WHAT IS NEEDED: Only lines with the string "React" matter here; gather them from the material below.

STORED DATA:
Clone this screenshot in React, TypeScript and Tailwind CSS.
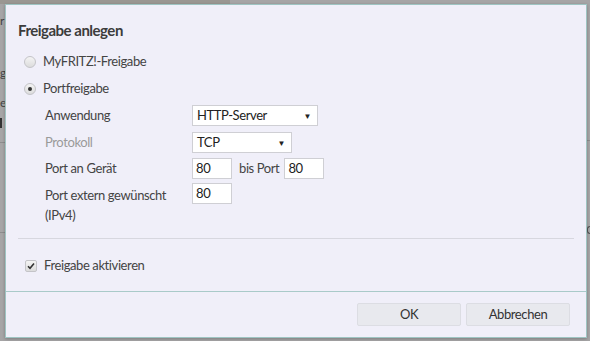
import React from "react";

const font = { fontFamily: "Lato, 'Open Sans', sans-serif" };

function Radio({ checked }: { checked?: boolean }) {
  return (
    <span className="flex h-[12px] w-[12px] items-center justify-center rounded-full border border-[#c4c4c8] bg-gradient-to-b from-[#f4f4f4] to-[#dcdcdc]">
      {checked && <span className="h-[4px] w-[4px] rounded-full bg-[#333]" />}
    </span>
  );
}

function Select({ value, width }: { value: string; width: string }) {
  return (
    <div className={`flex h-[21px] items-center justify-between border border-[#cfcfd4] bg-white pl-[4px] pr-[6px] text-[13px] text-[#222] ${width}`}>
      <span>{value}</span>
      <span className="text-[8px] leading-none text-[#222]">▼</span>
    </div>
  );
}

function Field({ value }: { value: string }) {
  return (
    <div className="flex h-[21px] w-[40px] items-center border border-[#cfcfd4] bg-white pl-[3px] text-[13px] text-[#222]">
      {value}
    </div>
  );
}

export default function App() {
  return (
    <div className="relative h-[341px] w-[590px] overflow-hidden bg-[#a6a5a6] tracking-[-0.4px]" style={font}>
      {/* page behind the overlay */}
      <div className="absolute left-0 top-0 h-[4px] w-[230px] bg-[#9a9792]" />
      <div className="absolute left-0 top-[142px] h-[1px] w-[5px] bg-[#8d8d8d]" />
      <div className="absolute left-0 top-[232px] h-[1px] w-[5px] bg-[#8d8d8d]" />
      <div className="absolute left-0 top-[12px] text-[12px] text-[#444]">r</div>
      <div className="absolute left-0 top-[64px] text-[12px] text-[#444]">g</div>
      <div className="absolute left-0 top-[94px] text-[12px] text-[#444]">e</div>
      <div className="absolute left-0 top-[118px] h-[10px] w-[2px] bg-[#333]" />
      <div className="absolute left-[586px] top-[140px] h-[1px] w-[4px] bg-[#8d8d8d]" />
      <div className="absolute left-[587px] top-[226px] h-[8px] w-[3px] rounded-l-full border border-r-0 border-[#555]" />

      {/* dialog */}
      <div className="absolute left-[5px] top-[4px] flex h-[334px] w-[582px] flex-col border border-[#9ec4c2] bg-[#f0eff9] shadow-[0_1px_3px_rgba(0,0,0,0.25)]">
        <div className="flex flex-1 flex-col px-[12px]">
          <div className="flex h-[41px] items-end pb-[5px] text-[15px] font-bold tracking-[-0.5px] text-[#3c3c3c]">
            Freigabe anlegen
          </div>

          <div className="mt-[2px] flex h-[27px] items-center gap-[7px] pl-[6px] text-[13px] text-[#444]">
            <Radio />
            <span>MyFRITZ!-Freigabe</span>
          </div>
          <div className="flex h-[27px] items-center gap-[7px] pl-[6px] text-[13px] text-[#444]">
            <Radio checked />
            <span>Portfreigabe</span>
          </div>

          <div className="flex flex-col pl-[27px] text-[13px] text-[#444]">
            <div className="flex h-[27px] items-center">
              <span className="w-[147px]">Anwendung</span>
              <Select value="HTTP-Server" width="w-[126px]" />
            </div>
            <div className="flex h-[27px] items-center">
              <span className="w-[147px] text-[#9a9a9a]">Protokoll</span>
              <Select value="TCP" width="w-[100px]" />
            </div>
            <div className="flex h-[25px] items-center">
              <span className="w-[147px]">Port an Gerät</span>
              <Field value="80" />
              <span className="ml-[7px] mr-[5px]">bis Port</span>
              <Field value="80" />
            </div>
            <div className="flex items-start pt-[2px]">
              <span className="w-[147px] pt-[2px] leading-[20px]">
                Port extern gewünscht
                <br />
                (IPv4)
              </span>
              <Field value="80" />
            </div>
          </div>

          <div className="mt-[13px] h-[1px] bg-[#d7d7df]" />

          <div className="mt-[17px] flex items-center gap-[7px] pl-[7px] text-[13px] text-[#444]">
            <span className="flex h-[12px] w-[12px] items-center justify-center rounded-[2px] border border-[#c4c4c8] bg-gradient-to-b from-[#f4f4f4] to-[#dcdcdc]">
              <svg width="8" height="8" viewBox="0 0 8 8">
                <path d="M1 4.3 L3 6.3 L7 1.5" fill="none" stroke="#333" strokeWidth="1.6" />
              </svg>
            </span>
            <span>Freigabe aktivieren</span>
          </div>
        </div>

        <div className="flex h-[46px] items-center justify-end gap-[5px] border-t border-[#a9cac9] pr-[16px]">
          <button className="h-[23px] w-[104px] rounded-[2px] border border-[#dcdde3] bg-[#e8e9ee] text-[13px] text-[#333]">
            OK
          </button>
          <button className="h-[23px] w-[104px] rounded-[2px] border border-[#dcdde3] bg-[#e8e9ee] text-[13px] text-[#333]">
            Abbrechen
          </button>
        </div>
      </div>
    </div>
  );
}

THE RESULT:
Clone this screenshot in React, TypeScript and Tailwind CSS.
import React from "react";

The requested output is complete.